Como já falei antes, Nicolas Cage quando diz que não está nem aí pra mais nada não mente. Renfield – Dando Sangue Pelo Chefe é mais um desses filmes de Nicolas que entram nesse patamar. Mas a diferença que ele é bem divertido. Claro que numa comparação com O Peso do Talento, ainda fica distante, mas o diretor Chris McKay nos premia com um belo passatempo divertido de uma hora e meia. Não é fácil dar a vida a mais um Drácula no cinema, talvez um dos personagens mais filmados da história, mas em tom de comédia que não se leva a sério, muita ação, mortes, membros despedaçados, cabeças rolando e sangue espalhado, o diretor consegue levar de maneira eficaz a pitoresca história do servo que não aguenta mais servir o chefe. Muito do bom humor da história, misturado com uma matança ao melhor estilo gore, vem do roteiro de Robert Kirkman, que também foi responsável por ser roteirista da série The Walking Dead. A trama nonsense total flerta com autoajuda, necessidade de libertação individual, traficantes, crimes, corrupção, Drácula, insetos e, é claro, muito bom humor e violência explícita, mas que provoca muito mais risos do que pavor.

Nicholas Hoult dá a vida ao personagem Renfield. O fiel escudeiro do Conde vampiro, sempre nos foi apresentado como um maluco comedor de insetos nos filmes do gênero e aqui ele é um perturbado homem, preso a seu eterno chefe, que resolve se livrar das amarras da opressão nociva de décadas de submissão e humilhações. Hoult está muito bem no filme, com tiradas sutis, fazendo bonito nas cenas de ação e mostrando todo o drama interior do personagem. Awkwafina também brilha como a corajosa e desbocada policial Rebecca, que além de ter que enfrentar uma temível gangue, uma polícia corrompida e um relacionamento conflituoso com a irmã, que é do FBI, tem pela frente o vampiro dos vampiros pra incomodar sua carreira de defensora da lei.
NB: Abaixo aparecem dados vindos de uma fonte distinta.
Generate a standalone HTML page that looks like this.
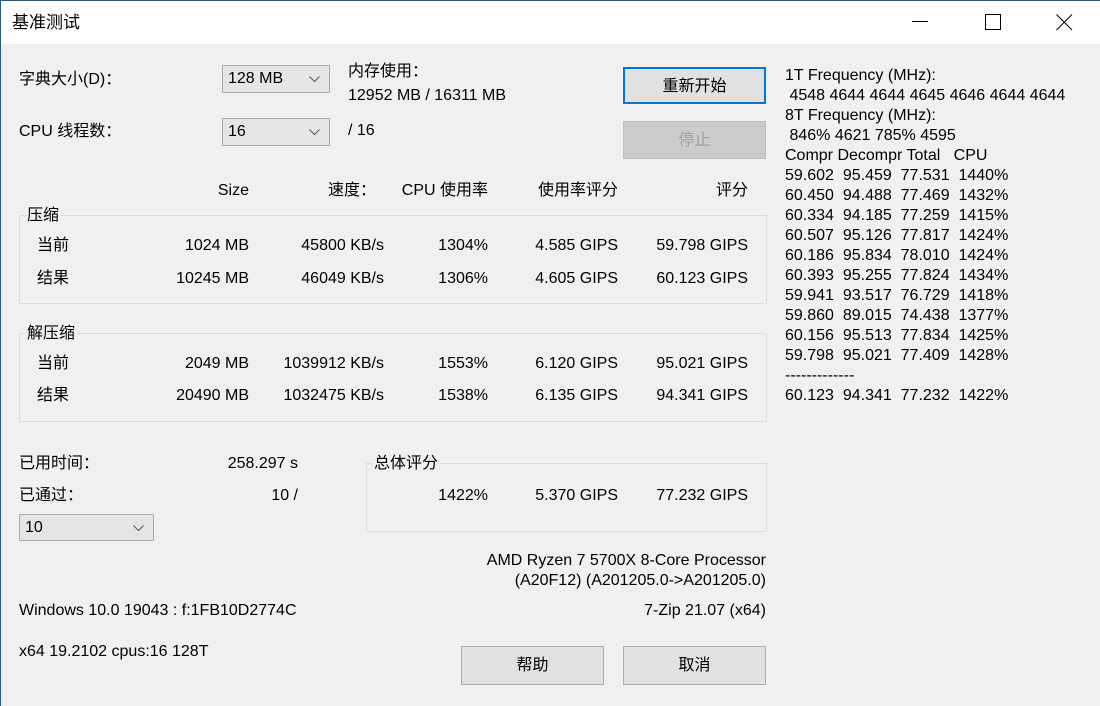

E completando a trinca principal de atores, é claro, temos Nicolas Cage, como o Conde Drácula. Nicolas Cage sendo ele mesmo e interpretando mais uma vez um vampiro, já que em 1988 fez o hoje cult O Beijo do Vampiro, na época uma comédia descartável, mas hoje apreciada por fãs do ator. Enfim, mais uma vez o ator sendo ele mesmo sem vergonha alguma, abusando dos seus trejeitos, olhar penetrante e caras e bocas sem freio e mais uma vez, está muito divertido.

Renfield – Dando Sangue Pelo Chefe é uma diversão certeira. Com excelentes piadas no timming certo, vemos a história de rebeldia de um dos personagens mais escanteados do cinema, cansado da relação secular tóxica com seu chefe, modernizando o universo dos vampiros, misturando com o crime organizado em um cenário de 2023. Um filme para não se levar à sério, que pode repugnar alguns mais sensíveis, porque tem muita violência explícita, sangue e corpos por tudo que é lado, mas não deixa de ser uma comédia bem escrita, com uma direção eficiente, com bons efeitos, fotografia dando o clima certo para os momentos violentos e de terror, maquiagem excelente, além das bem montadas cenas de ação. E que deve entrar para a história como apenas mais um filme qualquer na carreira de Nicolas Cage. Claro que passando longe de ser mais um abacaxi na sua filmografia e ainda ajudará o ator a faturar uma grana boa. Enfim, vale o ingresso, a diversão é garantida, quem é fã do Nic vai adorar, mas se você é mais sensível a determinadas passagens mais violentas não é um passatempo recomendado, se não, vá que as risadas são garantidas.